THE MASON-DIXON LINE, Part XVI - BATTLE OF BUFFINGTON ISLAND


                                             THE BATTLE OF BUFFINGTON ISLAND
            Nearly all the major battles of the Civil War were confined to the South or the border states, the one major exception being the Battle of Gettysburg in Pennsylvania.  But just a little more than two weeks later, on July 19, 1863, there was also an  important battle fought in and along the Ohio River at a place called Buffington Island, adjacent to Meigs County 20 miles southeast of Pomeroy, Ohio.  In the big scheme of things, the Battle of Buffington Island, involving 13-15,000 men, was fairly minor.  However, it was the only significant engagement fought in Ohio and is noteworthy as well for the fact that three future presidents of the United States -- James Garfield, Rutherford B. Hayes, and William McKinley -- were involved.  How many other Civil War battlefields can make such a claim?
            Morgan's Raiders were essentially a guerrilla band of cavalry who terrorized southern Ohio for two weeks under the dashing leadership of General John Hunt Morgan.  Born in Huntsville, Alabama, on June 1, 1825, Morgan first enlisted in the U.S. Army for the Mexican War, in which he served as a lieutenant of cavalry.  In September, 1861, he joined the Confederate Army as a scout but soon became captain of a squadron.  Morgan began a short but colorful career at the head of his eponymous Raiders in Tennessee in May, 1862, striking behind thinly stretched Union lines with some 900 men.  He cut railroad tracks, disrupted communications, attacked detachments of Union troops, and destroyed military equipment.  He repeated these tactics in August near Nashville, where he had captured more than 1,700 prisoners by December.  By the end of the year his force had grown to a division, with two brigades and 4,000 men, and Morgan had risen to the rank of brigadier general.  In May, 1863, the Confederate Congress formally commended him and his men.
            In June, 1863, General Braxton Bragg authorized Morgan to undertake another raid in  Kentucky.  Morgan began operations on July 2 with 2,400 hand-picked men.  Within a week he exceeded his instructions, crossing the Ohio River into Indiana where he surprised a Union detachment of home guards.  He then moved east through southern Indiana and swept through the suburbs of Cincinnati, Ohio.  Riding 21 hours a day, Morgan's men and horses were exhausted to the extreme when they reached Buffington Island, where Morgan had hoped to cross the Ohio River. 
            Major General Ambrose E. Burnside, commanding the Union Army's Department of Ohio, had sent a 14,000-man force of Federal cavalry and infantry after Morgan's much smaller band of riders.  Following a series of running skirmishes across southern Ohio, Union forces finally caught up to Morgan at the town of Portland in Meigs County, not far from the Ohio River port of Pomeroy.  Having chosen that spot to take advantage of a ford across the river, Morgan was met by Union forces which included three Federal gunboats.
            In a day-long, running fight, 10-12,000 Federal infantry and cavalry engaged Morgan's unit in the fight known today as the Battle of Buffington Island.  Union forces commanded by Brigadier Generals Henry Judah, James Shackelford and Edward Hobson met Morgan's Raiders in the narrow flood plain on the Ohio side of the river, with the safety of Virginia enticingly beckoning the Southern cavalier.
            When the Yankee forces finally caught up to Morgan's column around three in the afternoon, Morgan requested an hour to decide whether to surrender.  Shackelford granted the truce, which Morgan used to prepare a defense.  Judah's force pinned down the Confederates, while Hobson's 4,000 troopers first flanked, then  charged into Morgan's column.  Maj.

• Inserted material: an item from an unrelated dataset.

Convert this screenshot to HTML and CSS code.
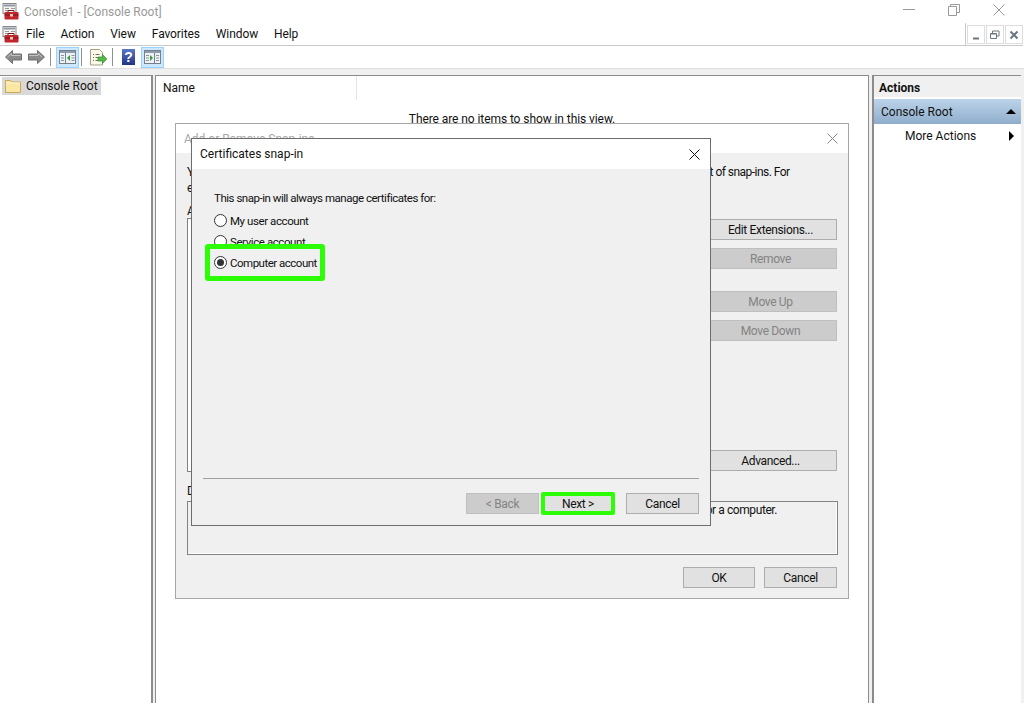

Daniel McCook, 65, and the father of the famous Fighting McCook brothers, was mortally wounded in the opening volleys of the fight.
            Morgan's men were driven back across the flat, wide-open flood plain, their line of escape across the river cut off by the Federal gunboats.  The Confederate troops had to fight their way out, finally running a gauntlet of Federal forces.  Morgan's brother-in-law and chief lieutenant, Col. Basil W. Duke, was captured as were nearly 1,200 of Morgan's "terrible men," including the commanding general's younger brother.  Most of those captured were imprisoned in the Ohio Penitentiary in Columbus.  Fifty-two of Morgan's men lay dead on the field.
            Morgan himself escaped to the northeast, again being driven from another fording of the Ohio by the Federal gunboats.  As the gunboats approached, Morgan himself was halfway across the river, with a large portion of his command still on the Ohio side.  Unwilling to abandon these men, he turned back and his force sought an escape route on Ohio soil.  Several days later, Morgan and some 300 survivors were surrounded and defeated near New Lisbon, in Columbiana County, Ohio, on July 26, to join Duke in the Ohio Penitentiary.
            Morgan escaped, however, and in April, 1864, became a commander of a Virginia unit.  He was killed in Tennessee by Union forces on Sept. 4, 1864.  His guerrilla campaign, still remembered in Southern Ohio, had helped draw off Union forces from Tennessee.